Sidebar: Packing for a Shoot
A large part being prepared for a shoot is organizing your equipment in a manner everyone understands. Grouping not only makes it easy to find everything, but keeps different departments from getting in each other's way. A typical package build might be as follows:
Camera Bag - Holds the primary equipment for your production: Camera (with mic), primary lenses, batteries, charger, tripod mounting plate (sometimes left attached to the camera), tapes/hard drives, canned air, lens wipes, rain cover. White paper tape, markers/pens.
Secondary Camera Bag - Alternate lenses, matte box, filters, camera light, field monitor, adapters, video cables, backup hard drive.
Audio Kit - self sufficient kit for recording all things sound: XLR cables, RCA cables, Microphone(s), shock mount, every adapter under the sun (x2), recorder (if not going to cameras), mixer, batteries, headphones, pens, logs, wireless transmitters/receivers, audio bag. Mic clips and dressing supplies.

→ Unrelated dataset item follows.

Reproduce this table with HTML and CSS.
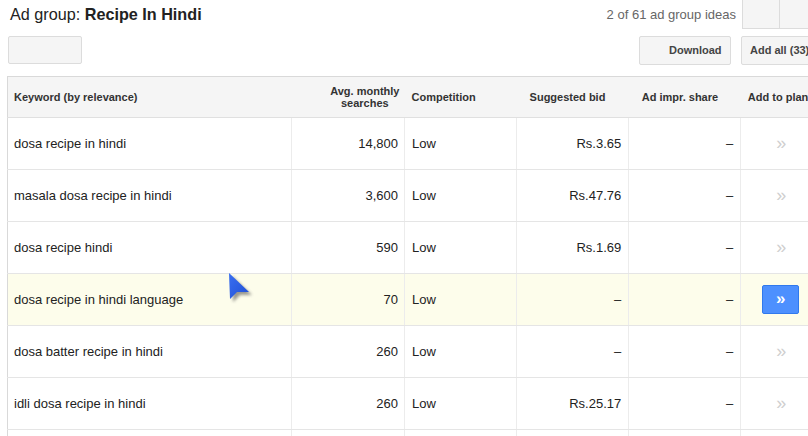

AC Kit - No matter how much you have, it will never be enough: Excessive extension cords, dimmers, splitters, and adapters.
Light Kit - Will vary, but the prime kit will hold everything needed for a basic shoot Key (650), fill (300), back-light (150-300). Power cords (3x), 25 - 50 foot extension cords (3x), barn doors (3x), spare bulbs, black wrap, color gels and diffusion, Reflector(s), 3-2 prong adapters (3x), AC splitter, gobos (pattern makers).
Grip Kit- for mounting lights, flags, practicals, wires, etc: Matthews clamps, spring clamps, C-clamps, short arms, safety cables, knuckles, Gaffer's tape.
Misc - everything else, some of which is too large to put with anything else: Tripod, flags, sandbags, boom pole, C-Stands (with arms), high hat, hand truck or cart for gear.
Other packages might include: makeup, backdrops and generic practicals/props, maintenance and repair tools.
Peter Zunitch is a post-production manager and editor working on every system from 16mm film to Avid Symphony, utilizing many of today's advanced manipulation and compositing tools.